In the age of ever-changing technology, it comes as little surprise to see a bar code on just about everything, including your airline tickets and boarding passes. But did you know those bar codes could be fake?
In a statement detailing its proposed Boarding Pass Scanning System (BPSS), the Transportation Security Administration says, “The vulnerabilities associated with fake boarding passes are well-known. In the fall of 2006 a doctoral student at Indiana University created a website that enabled individuals to create fake boarding passes.”
TSA says the instance illustrated “how a known terrorist who is on the Watch or No-Fly list could use a fake boarding pass to gain access to the sterile (beyond the security checkpoint) area of the airport.”
Now comes word TSA is looking at ways to encrypt those bar codes in an effort to render them tamper-proof.
TSA spokesman Jon Allen tells Cheapflights the agency is taking its first steps in a process that could lead to testing new paper boarding passes and scanners later this year.
“If there’s been any attempt to alter [the boarding pass], that would be something the scanner would help indicate,” he says.
In effect, what TSA wants to do is bring paper boarding passes up to the security standards of new paperless electronic passes, the kind displayed on hand-held devices.
Allen says TSA has piloted electronic boarding passes in “a number of different cities” across the country. Those electronic passes are already encrypted and already capable of being read by special scanner.
“This would be the same type of encryption on a paper boarding pass,” says Allen. It would work, “whether you pick one up at the [airport] kiosk or print one out at home.”
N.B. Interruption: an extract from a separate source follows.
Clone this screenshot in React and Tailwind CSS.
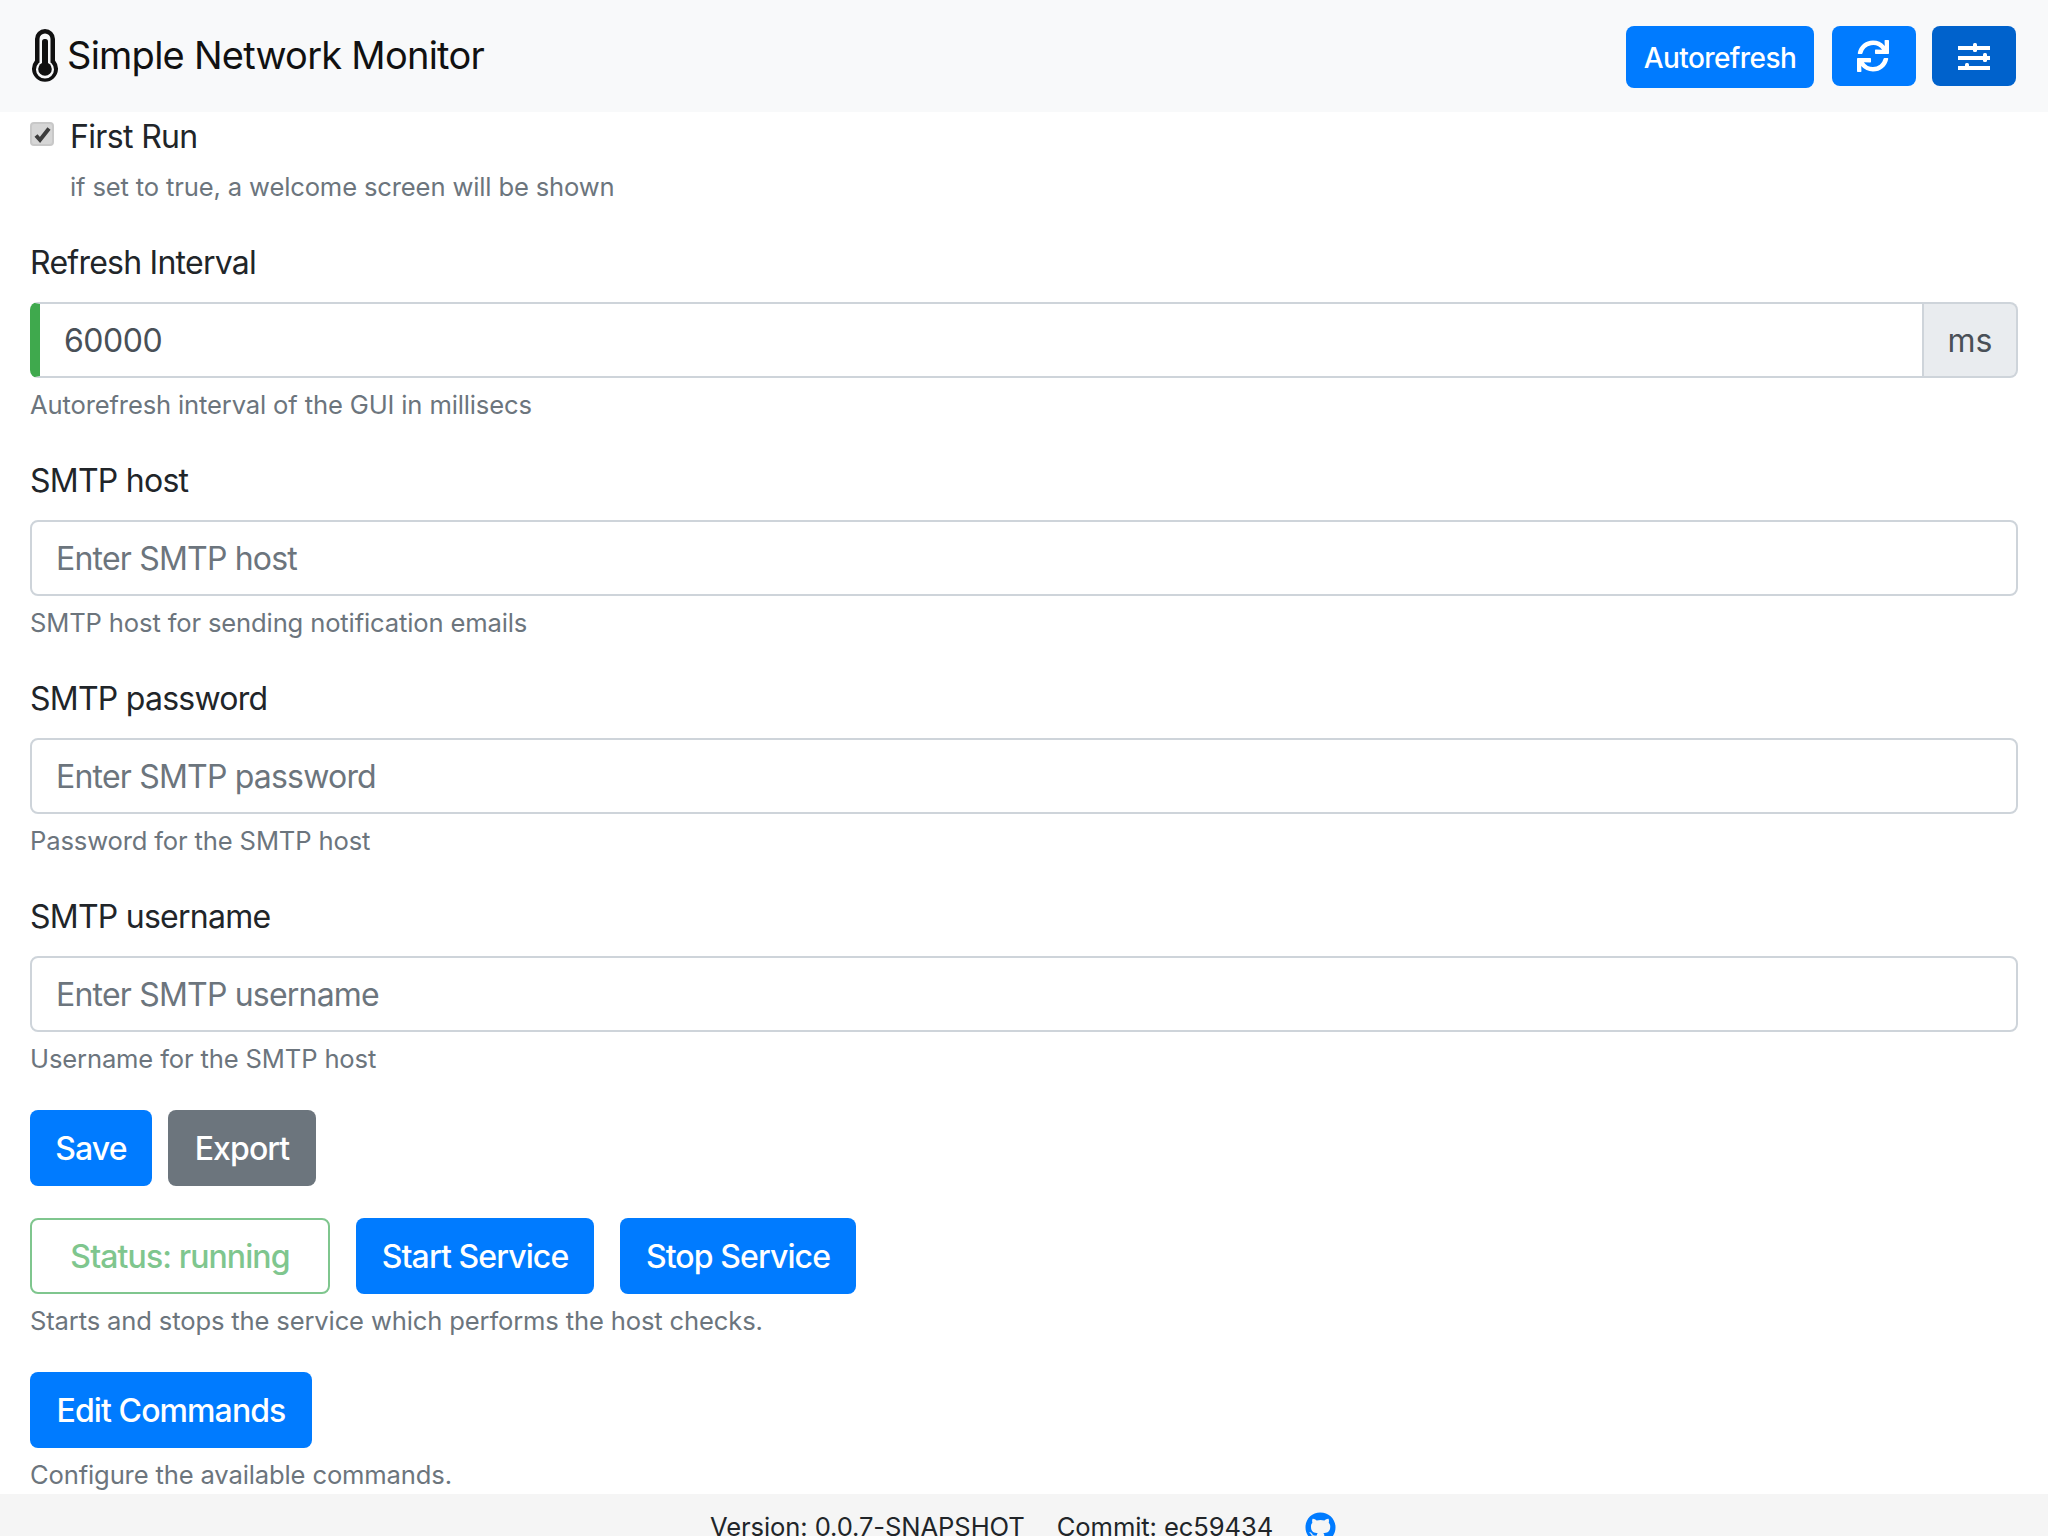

Right now, paper passes aren’t encrypted, which makes them more susceptible to forgery.
The Boarding Pass Scanning System would mark the further evolution of TSA’s plan to keep folks on the No-Fly list off airplanes. Recently, the agency took over the checking of IDs at the front of the line at security checkpoints.
“We have a couple of devices we use to ensure the authenticity of [IDs],” says Allen. “There’s a portable black light, where you can look for any security features embedded in a piece of identification (such as a passport), and there’s a magnifying loop.”
Security, like safety, is a multi-layered affair: if one level doesn’t catch the problem, there are backups capable of doing the job.
“We have several layers of security in place,” says Allen. “While no single layer may be impenetrable. You put all of those layers together and it makes it more difficult for someone who wants to defeat the system.”
These bar code tests could begin later this year. If that happens, the challenge will be adding that extra layer to security so as to defeat the bad guys and keep legitimate travelers on their way, unhassled and traveling with an added sense of security.